Agora percebo que foi a sua curiosidade que lhes deu a iniciativa de que eu não estava à espera. Na aula seguinte tudo combinado, dia e hora. Fui completamente guiada por eles. Atravessámos a então vila e, rapidamente chegámos à zona de povoamento disperso onde pequenas hortas conviviam com precárias oficinas e alojamentos em rulotes recentemente instalados por pessoas vindas das agora ex-colónias. Passámos pela serração do Sr Farto e junto à mesma um estaleiro exibia o esqueleto de um barco em construção. Arcos com ondulação suave geometricamente simétricos na dureza da madeira. Macios, fortes e carregados de uma delicadeza quase impossível. Os moldes com as tabelas necessárias aos cortes das peças que encaixam e fazem o barco. As fórmulas estavam ocultas e tudo parecia magia. Aprendi assim com os mestres e esses mestres também tinham aprendido com outros, explicava o carpinteiro naval. Sabedoria do tempo em que a escola era nas oficinas, talvez tenha eu pensado.
Os alunos mostravam-me a sua terra. Perguntei se ainda faltava muito e eles sempre respondiam que era já ali. Entrámos num planalto descampado que contornava uma imensa cratera que só terminava no mar.
Isto dantes a terra ia até quase à beira do mar mas agora tiram daqui a pedra para a construção dos portos, esclareciam-me eles apontando para os molhes que avançavam mar a dentro e para os camiões gigantes que num rugido estranho as transportavam dia e noite.
Seguíamos por trilhos e de Infante Dom Henrique não havia vista que alcançasse. Ouviu-se uma sirene. Perguntei o que era aquilo. É para avisar que vão fazer um rebentamento na pedreira, disseram eles com ar impávido. Tentei controlar a minha aflição e questionar como era para perceber se estaríamos em segurança. Resolvi impor um ritmo mais rápido para sair dali argumentando que estávamos a esgotar o tempo da visita no caminho.
Cheguei ao Infante com os estrondos e ecos dos rebentamentos da exploração da pedreira. Ao descer a rampa de terra vermelha o volume do personagem metálico ocupava cada vez mais toda a linha do horizonte. Os alunos (na sua grande maioria) e eu estávamos pela primeira vez a entrar num navio.
Convido os mais curiosos a verem imagens em: http://www.youtube.com/watch?v=I7Xkn302KTg
Este personagem metálico abandonou Sines e o seu patrono, Infante Dom Henrique, fundador dos descobrimentos para incorporar a designação de Vasco da Gama que, por coincidência parece que nasceu nesta vila. Com grandes obras de restauro e inovação, passou a exibir o nome do navegador que conseguiu chegar às Índias e baralhar o negócio dos mercadores terrestres.
Enfim a glória! Mas estas glórias, do navio e a dos mercados perturbados, também se revelaram efémeras e vãs.
E, para terminar a cronologia deste navio, registe-se que como ante câmara do seu fim foi rebatizado de Seawind Crown. Remetendo-nos para a simbiose de mar, onda, vaga, vento e coroa e com essa designação, em 2004, este palacete metálico foi desmantelado.
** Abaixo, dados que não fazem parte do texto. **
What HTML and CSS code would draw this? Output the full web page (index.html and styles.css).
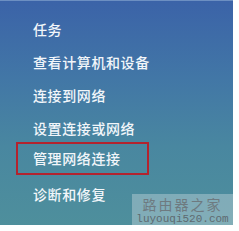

Este ano ao encontrar, em Sines e no facebook, a imagem do navio Infante Dom Henrique/Vasco da Gama/Seawind Crown permitiu-me, com os cacos da memória, refazer a viagem com os meus alunos em 1980 e voltar hoje ao local do seu exílio.

Hoje, o lugar de exílio do Infante Dom Henrique foi engolido pelas estruturas do porto de contentores e porto graneleiro onde repousam as colinas negras formadas por minúsculos grãos vindos das entranhas da terra. Tapetes de bocas contínuas aqui os engolem e transportam, rolando até à central termoelétrica onde se transformam numa energia invisível que nos dá luz. Lá na central ardem em silêncio enquanto as crianças chapinham, correm e sentem a ilusão do domínio das águas de S. Torpes. Até chegar aqui há toneladas de betão e de estruturas metálicas que conformam uma outra cidade que repousa sobre o mar.
A cratera da pedreira avançou terra a dentro deixando o mar ainda mais longe e lá muito em baixo. A paisagem que se avista desse ponto mostra como se entrelaçam a terra e o mar com brinquedos de uma escala da terra dos gigantes. Metálicas gruas esqueletos de corpos hirtas que beijam o céu, massas cilíndricas compactam o chão mas parecem emergir do centro da terra, contentores com que vão encher sótãos de recordações e vazadouros de lixo.
Tudo isto resulta num esbelto bordado com fios de mar que se entrelaçam com colinas de pedra onde se abrigam gigantes navios repletos de ouro negro, gás natural, carvão e contentores.
Em Sines, quando o sol se põe, a costa do norte aprisiona os últimos raios num adormecer avermelhado, o sul fica cercado pelas luzes frias das cidades metálicas e de betão.
Sines parece uma ilha fortificada.
A norte a escuridão encobre o areal despido e ficam os ecos dos rugidos do mar, felino animal indomável num cio perpétuo.
Na sequência das noites, quando o sol inunda de luz, todas as estruturas metálicas do sul, no seu brilho, ouve-se um futuro de ferrugem.     

Por agora, estejamos atentos para podermos ser.